Curiosity is the lust of the mind
Thomas Hobbes
One of the best ways to better appreciate the power of curiosity is to start exercising it more consciously in your daily experiences. By doing so, you can transform routine tasks, enlivening them with new energy. You will also likely begin to notice more scenarios that have the potential to engage you, giving your curiosity even more opportunities to flourish.
The payoff is that you will feel more alive and engaged, more capable of embracing opportunities, making connections, and experiencing moments of wisdom and meaning, all of which will provide you with a foundation for a rich, aware and pleasurable life experience.
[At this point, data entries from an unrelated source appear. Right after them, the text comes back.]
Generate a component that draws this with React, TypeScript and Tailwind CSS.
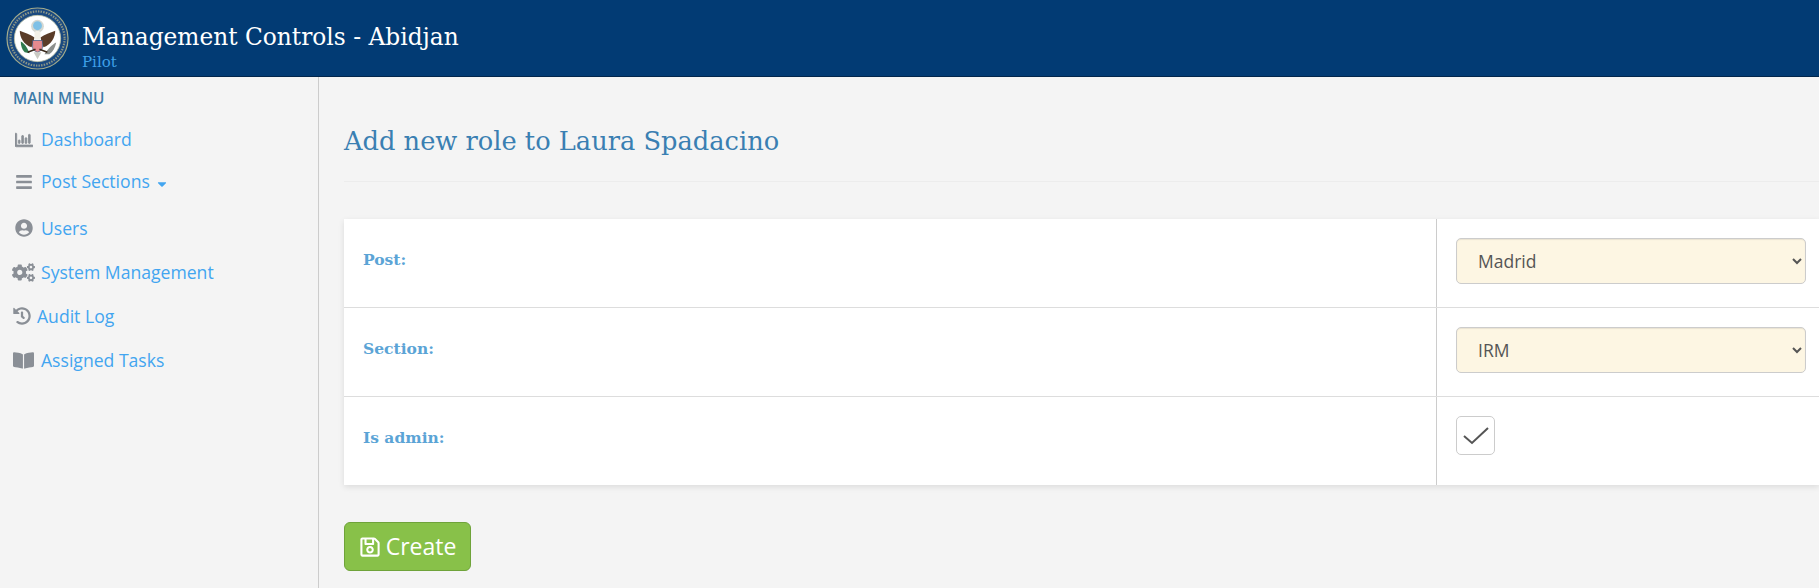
import React from 'react';
import { FaBars, FaBookOpen, FaCaretDown, FaCogs, FaHistory, FaRegChartBar, FaRegSave, FaUserCircle } from 'react-icons/fa';

const Seal = () => (
  <svg viewBox="0 0 64 64" className="h-[63px] w-[63px] shrink-0">
    <circle cx="32" cy="32" r="31" fill="#1b4a80" stroke="#a3ab8c" strokeWidth="1.2" />
    <circle cx="32" cy="32" r="27.5" fill="none" stroke="#b9b58a" strokeWidth="2.2" strokeDasharray="1.5 1.2" opacity="0.7" />
    <circle cx="32" cy="32" r="23.5" fill="#ffffff" stroke="#c4c8a8" strokeWidth="0.8" />
    {/* crest */}
    <circle cx="32" cy="19.5" r="6.5" fill="#d5d8d2" />
    <circle cx="32" cy="19" r="4.5" fill="#7ec0e6" />
    {/* wings */}
    <path d="M14 24 C14 31 18 38 26 41 L29 31 C25 28 19 26 14 24 Z" fill="#5a3c28" />
    <path d="M50 24 C50 31 46 38 38 41 L35 31 C39 28 45 26 50 24 Z" fill="#5a3c28" />
    <path d="M29 26 C30 24 34 24 35 26 L35 33 L29 33 Z" fill="#f2efe6" />
    {/* shield */}
    <path d="M27 34 H37 V41 C37 44 34 45 32 46 C30 45 27 44 27 41 Z" fill="#e58a8e" stroke="#2d4f7c" strokeWidth="0.7" />
    {/* olive branch and arrows */}
    <path d="M15 35 C19 37 22 42 24 47 L19 46 C16 43 15 39 15 35 Z" fill="#2f7a4d" />
    <path d="M51 36 C47 38 42 43 39 48 L44 48 C48 45 50 41 51 36 Z" fill="#8c8f8c" />
    <path d="M22 46 L30 43 M42 46 L34 43" stroke="#3a2a1c" strokeWidth="1.6" />
    <path d="M28 46 L32 53 L36 46 Z" fill="#c9c9c2" />
  </svg>
);

const menu = [
  { label: 'Dashboard', icon: <FaRegChartBar className="h-[18px] w-[18px]" stroke="currentColor" strokeWidth={24} />, row: 'h-[43px]', gap: 'ml-[8px]', iconBox: 'pl-[15px]' },
  { label: 'Post Sections', icon: <FaBars className="h-[18px] w-[18px]" />, row: 'h-[43px] -mt-[1px]', gap: 'ml-[8px]', iconBox: 'pl-[15px]', caret: true },
  { label: 'Users', icon: <FaUserCircle className="h-[18px] w-[18px]" />, row: 'h-[44px] mt-[3px]', gap: 'ml-[8px]', iconBox: 'pl-[15px]' },
  { label: 'System Management', icon: <FaCogs className="h-[23px] w-[23px]" />, row: 'h-[44px]', gap: 'ml-[6px]', iconBox: 'pl-[12px]' },
  { label: 'Audit Log', icon: <FaHistory className="h-[18px] w-[18px]" />, row: 'h-[44px]', gap: 'ml-[6px]', iconBox: 'pl-[13px]' },
  { label: 'Assigned Tasks', icon: <FaBookOpen className="h-[21px] w-[21px]" />, row: 'h-[44px]', gap: 'ml-[7px]', iconBox: 'pl-[13px]' },
];

const Row = ({ label, children, last }: { label: string; children: React.ReactNode; last?: boolean }) => (
  <div className={`flex ${last ? 'h-[88px]' : 'h-[89px] border-b border-[#dddddd]'}`}>
    <div className="w-[1093px] shrink-0 border-r border-[#cccccc] pl-[19px] pt-[29px] font-['DejaVu_Serif',serif] text-[15.5px] leading-[24px] font-bold text-[#5ba4d6]">
      {label}
    </div>
    <div className="flex-1 pl-[19px] pr-[13px] pt-[19px]">{children}</div>
  </div>
);

const Select = ({ value, options }: { value: string; options: string[] }) => (
  <select
    defaultValue={value}
    className="block h-[46px] w-full rounded-[5px] border border-[#cccccc] bg-[#fdf6e3] pl-[17px] font-['Open_Sans',sans-serif] text-[17.5px] text-[#555555] shadow-[inset_0_1px_1px_rgba(0,0,0,0.08)]"
  >
    {options.map((o) => (
      <option key={o}>{o}</option>
    ))}
  </select>
);

export default function App() {
  return (
    <div className="flex h-[588px] w-[1819px] flex-col overflow-hidden bg-[#f4f4f4] font-['Open_Sans',sans-serif]">
      {/* Header */}
      <header className="flex h-[77px] shrink-0 items-center border-b border-[#01264c] bg-[#023b74] pl-[6px]">
        <Seal />
        <div className="ml-[13px] pt-[16px] font-['DejaVu_Serif',serif]">
          <div className="text-[23.3px] leading-[30px] text-white">Management Controls - Abidjan</div>
          <div className="mt-[1px] text-[15px] leading-[18px] text-[#3fa0e8]">Pilot</div>
        </div>
      </header>

      <div className="flex min-h-0 flex-1">
        {/* Sidebar */}
        <aside className="w-[319px] shrink-0 border-r border-[#cccccc] bg-[#f4f4f4]">
          <div className="pl-[13px] pt-[12px] text-[15.4px] leading-[20px] font-semibold text-[#3d7ba8]">MAIN MENU</div>
          <nav className="mt-[9px]">
            {menu.map((m) => (
              <div key={m.label} className={`flex items-center ${m.row} ${m.iconBox}`}>
                <span className="text-[#8a8f96]">{m.icon}</span>
                <span className={`${m.gap} text-[17.6px] text-[#42a5f0]`}>{m.label}</span>
                {m.caret && <FaCaretDown className="ml-[6px] mt-[4px] h-[14px] w-[12px] text-[#42a5f0]" />}
              </div>
            ))}
          </nav>
        </aside>

        {/* Content */}
        <main className="min-w-0 flex-1 pl-[25px]">
          <h1 className="pt-[46px] font-['DejaVu_Serif',serif] text-[25.7px] leading-[36px] text-[#3a7fb2]">
            Add new role to Laura Spadacino
          </h1>
          <div className="mt-[22px] border-b border-[#ececec]" />
          <section className="mt-[37px] bg-white shadow-[0_2px_6px_rgba(0,0,0,0.1)]">
            <Row label="Post:">
              <Select value="Madrid" options={['Madrid', 'Abidjan']} />
            </Row>
            <Row label="Section:">
              <Select value="IRM" options={['IRM', 'HR']} />
            </Row>
            <Row label="Is admin:" last>
              <div className="flex h-[39px] w-[39px] items-center justify-center rounded-[5px] border border-[#cccccc] bg-white">
                <svg viewBox="0 0 26 20" className="h-[20px] w-[26px]" fill="none" stroke="#555555" strokeWidth="2">
                  <path d="M1 10 L9 17 L25 2" />
                </svg>
              </div>
            </Row>
          </section>
          <button className="mt-[37px] flex h-[49px] w-[127px] items-center justify-center gap-[5px] rounded-[6px] border border-[#6fa33a] bg-[#88c149] text-[23px] text-white">
            <FaRegSave className="h-[22px] w-[22px]" />
            Create
          </button>
        </main>
      </div>
    </div>
  );
}
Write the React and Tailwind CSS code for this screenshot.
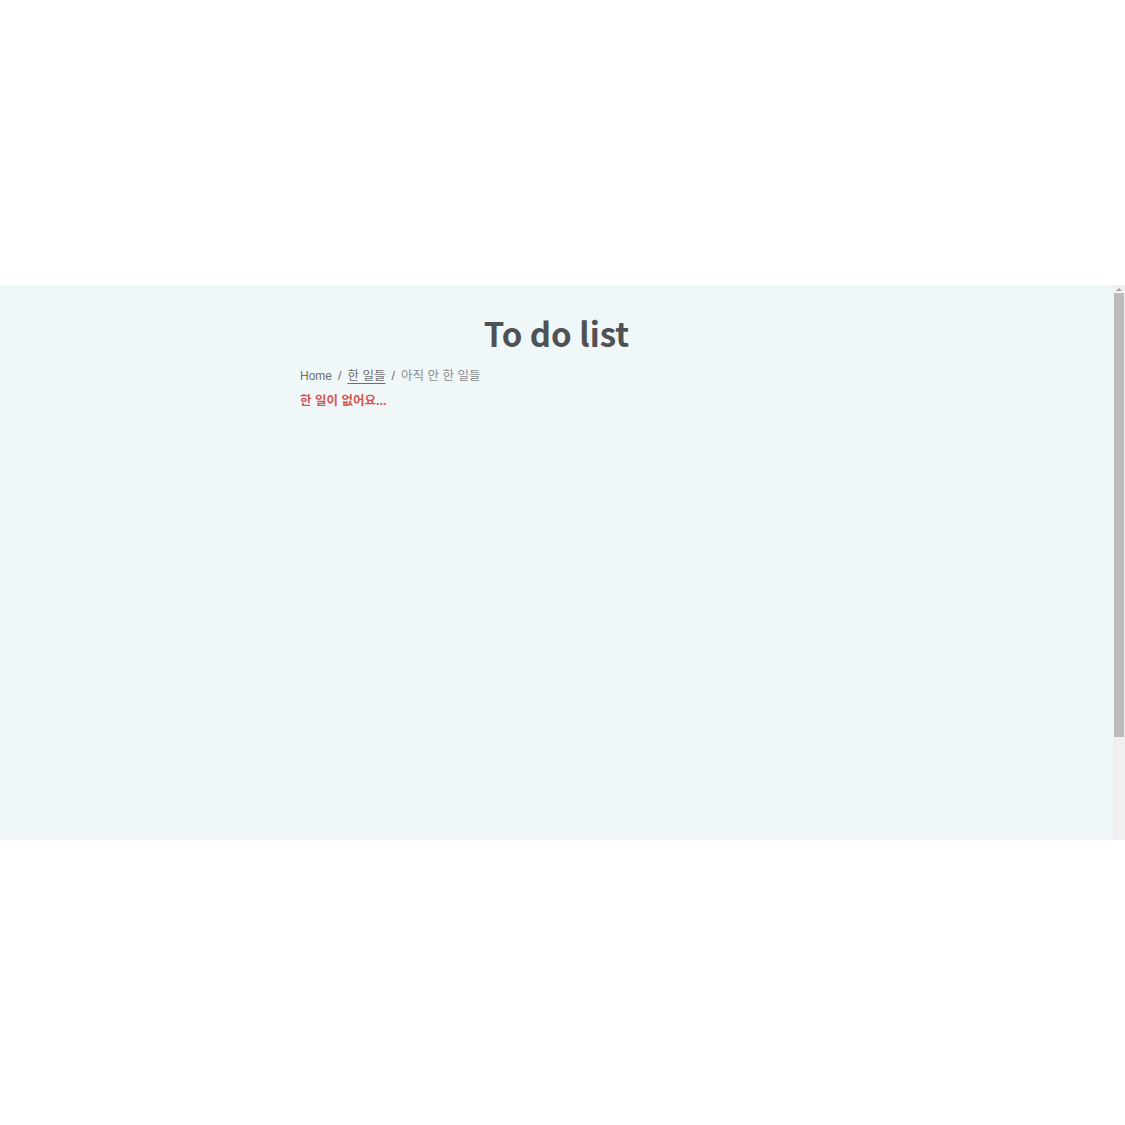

Nobody in this crazy old world understands everything: not the greatest scientist, not the most delicate poet, not the most finespun academic, not the most tortured painter. The rejuvenating power of taking care to unceasingly fatten your own range, abilities, and horizons can not be underestimated. Leave the door open for the unknown, the door into the dark and into the shade.
I have no special talents – I am only passionately curious
Albert Einstein
So now you must choose… Are you a still a child who has not yet become disenchanted? Or are you a philosopher who will promise never to become so? To children, the world and every little thing in it is new and unfamiliar, something that gives rise to astonishment. It is not like that for adults. Many adults accept the world as they find it, as a matter of course, as prescribed.
The only thing we must cling to with all our might is our sense of wonder. Cultivating curiosity rather than questing after a state of hollow bliss is the key to wellbeing. We can intentionally change the way we view the world and arouse our innate curiosity.
We must never quite get used to this world that we live in. For it will continue to be unreasonable, bewildering but ultimately enigmatic. The missing ingredient to a fulfilling life is steadfast curiosity.
Savour every step you take. If you are curiouser and curiouser, there is always something new to be discovered in the backdrop of your everyday life.